Royal St. George’s, the site of The Open Championship 2020 and 14 other Open Championships, was founded in 1887. It is a mesmerizing golf course, as it offers stunning views over Pegwell Bay and the adjacent English Channel. The tallest and deepest bunker in Great Britain is located on the 4th hole at Royal St. George’s.
Playing Royal St. George’s with a caddie was an unforgettable experience. Before the round, Sean Meleady, the caddiemaster at Royal St. George’s, said our two-ball would play ‘millionaire’s golf’ that day. By that, he meant nobody would be in front of us and nobody would be behind us. He was right.
Throughout the round, my caddie, Gary, who has been affiliated with Royal St. George’s for 50 years, shared his advice and stories about the course, which made it one of the most memorable rounds of golf that I have ever played. While standing on the 18th tee, Gary delivered the following message, “Mike, you need a four (par) to win The Open.” I did as I was told, but, sadly, there was no Claret Jug for me at the end, but I felt like the Champion Golfer of the Year!
Prince’s, which hosted the British Amateur in 2013, boasts 27 holes of championship links golf in three nine-hole loops: The Shore, The Dunes and The Himalayas. Each loop has its own unique characteristics. The most famous of Prince’s many revetted bunkers is the now-famous Sarazen Bunker, which sits next to the 9th hole of The Himalayas.

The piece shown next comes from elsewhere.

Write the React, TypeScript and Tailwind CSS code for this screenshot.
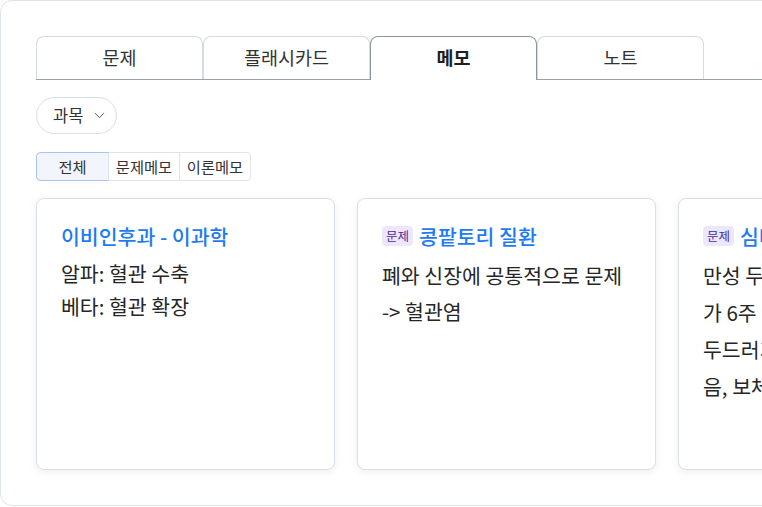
import { useState } from 'react'
import { ChevronDown } from 'lucide-react'

type Memo = {
  id: number
  tag?: string
  title: string
  lines: string[]
  leading: string
}

const memos: Memo[] = [
  { id: 1, title: '이비인후과 - 이과학', lines: ['알파: 혈관 수축', '베타: 혈관 확장'], leading: 'leading-[33px]' },
  { id: 2, tag: '문제', title: '콩팥토리 질환', lines: ['폐와 신장에 공통적으로 문제', '-> 혈관염'], leading: 'leading-[36px]' },
  {
    id: 3,
    tag: '문제',
    title: '심마진 두드러기',
    lines: ['만성 두드러기: 증상이', '가 6주 이상 지속되는', '두드러기, 원인 불명이 많', '음, 보체 검사 시행'],
    leading: 'leading-[37px]',
  },
]

const tabs = ['문제', '플래시카드', '메모', '노트']
const kinds = ['전체', '문제메모', '이론메모']

export default function App() {
  const [tab, setTab] = useState('메모')
  const [kind, setKind] = useState('전체')

  return (
    <div className="w-[762px] h-[507px] overflow-hidden bg-white font-['Noto_Sans_CJK_KR',sans-serif]">
      <div className="w-[1060px] h-[506px] border border-[#dfe3eb] rounded-xl pl-[35px] pt-[35px]">
        {/* Tabs */}
        <div className="flex items-end border-b border-[#9aa1ad]">
          {tabs.map(t => (
            <button
              key={t}
              onClick={() => setTab(t)}
              className={`w-[167px] flex items-center justify-center rounded-t-lg border border-b-0 text-[18.5px] ${
                tab === t
                  ? 'relative -mb-px h-[44px] pb-px bg-white border-[#8e95a1] font-bold text-[#1f1f1f]'
                  : 'h-[43px] border-[#d5dbe5] text-[#333]'
              }`}
            >
              {t}
            </button>
          ))}
        </div>

        {/* Subject dropdown */}
        <button className="mt-[17px] h-[37px] w-[81px] flex items-center gap-[8px] pl-[16px] rounded-full border border-[#d9dee8] text-[16.5px] text-[#333]">
          과목
          <ChevronDown size={17} strokeWidth={1.4} className="text-[#555]" />
        </button>

        {/* Memo kind */}
        <div className="mt-[18px] flex w-fit rounded border border-[#dfe3eb]">
          {kinds.map((k, i) => (
            <button
              key={k}
              onClick={() => setKind(k)}
              className={`w-[71px] h-[27px] flex items-center justify-center text-[15.3px] text-[#333] ${
                i > 0 ? 'border-l border-[#dfe3eb]' : ''
              } ${kind === k ? 'bg-[#f2f5fc] outline outline-1 outline-[#a9c3f3] rounded-l' : ''}`}
            >
              {k}
            </button>
          ))}
        </div>

        {/* Cards */}
        <div className="mt-[17px] flex gap-[22px]">
          {memos.map(m => (
            <div
              key={m.id}
              className="w-[299px] h-[272px] shrink-0 rounded-lg border border-[#dadfea] bg-white px-[24px] pt-[22px] shadow-[0_2px_8px_rgba(15,23,42,0.07)]"
            >
              <div className="flex items-center gap-[6px] h-[30px]">
                {m.tag && (
                  <span className="px-[4px] h-[20px] flex items-center rounded bg-[#ece7fd] text-[12.5px] text-[#4b2a9c]">
                    {m.tag}
                  </span>
                )}
                <span className="text-[20.5px] font-medium text-[#1f7bf2] whitespace-nowrap">{m.title}</span>
              </div>
              <div className={`mt-[6px] text-[20.5px] text-[#262626] whitespace-nowrap ${m.leading}`}>
                {m.lines.map(l => (
                  <p key={l}>{l}</p>
                ))}
              </div>
            </div>
          ))}
        </div>
      </div>
    </div>
  )
}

While in Sandwich, stay at The Lodge at Prince’s – the ideal base for golfers playing Prince’s, Royal St. George’s, and Royal Cinque Ports. The Lodge, which overlooks both Prince’s and Royal St. George’s, is just a few miles from Royal Cinque Ports. The well-appointed Lodge has unobstructed views over the adjacent English Channel and offers a fine dining restaurant, The Brasserie on the Bay.
During your stay at the Lodge’s, drive into the nearby town of Sandwich and visit one of Kent’s top pubs, the George & Dragon. This ancient pub first opened for business in 1446, 46 years before Christopher Columbus sailed to America in 1492. The George & Dragon – a traditional pub with an open fireplace, low beams, and a many local ales – has great food.
Before departing The Lodge at Prince’s, reserve a personal guided tour through The Gallery, located at The Lodge. The Gallery is a small museum which contains old letters, pictures, trophies, clubs, and memorabilia connected to golf at Prince’s. The focal point of The Gallery is the original sand wedge which was created by Gene Sarazen, who won the ’32 Open at Prince’s.
While in Kent, make a point of visiting the Canterbury Cathedral, one of the oldest Christian structures in England, in the medieval city of Canterbury that oozes charm and quaintness.
After leaving Sandwich, head north to the North Foreland Golf Club near Broadstairs. Founded in 1903, this clifftop gem, with its many views over the English Channel, is another course that has hosted final qualifying for The Open.
Breathtaking is the best way to describe the views of the Channel from the majority of the holes at North Foreland.
On a non-golfing day, take a tour of the Shepherd Neame Brewery in Faversham, home to Britain’s oldest brewer. The complimentary samples at the end of the tour are a bonus.
As you conclude your visit through Kent, make a tee time at the London Golf Club, located in northern Kent, which has the look and feel of an American country club. The club has two 18-hole golf courses – the Heritage and the International courses. The Heritage was designed by the legendary Jack Nicklaus whilst the International was created by Ron Kirby, under the Jack Nicklaus Design banner. The London Golf Club has hosted numerous tournaments on the European PGA Tour. Both courses are true treats and provide wonderful views of the Kent countryside.
In addition to staying in a castle (Hever Castle) and adjacent to another (Leeds Castle), spend an evening in seaside town like Whitstable and sleep in an old-style seaside hotel such as The Marine Hotel in Whitstable. It was clean, comfortable, and quiet. The views out to sea, while enjoying a delicious Full English Breakfast, are nothing short of jaw dropping.
Now that you know where to go and where to say in Kent, what more incentive do you need to visit Kent for golf and more (golfinkent.co.uk)?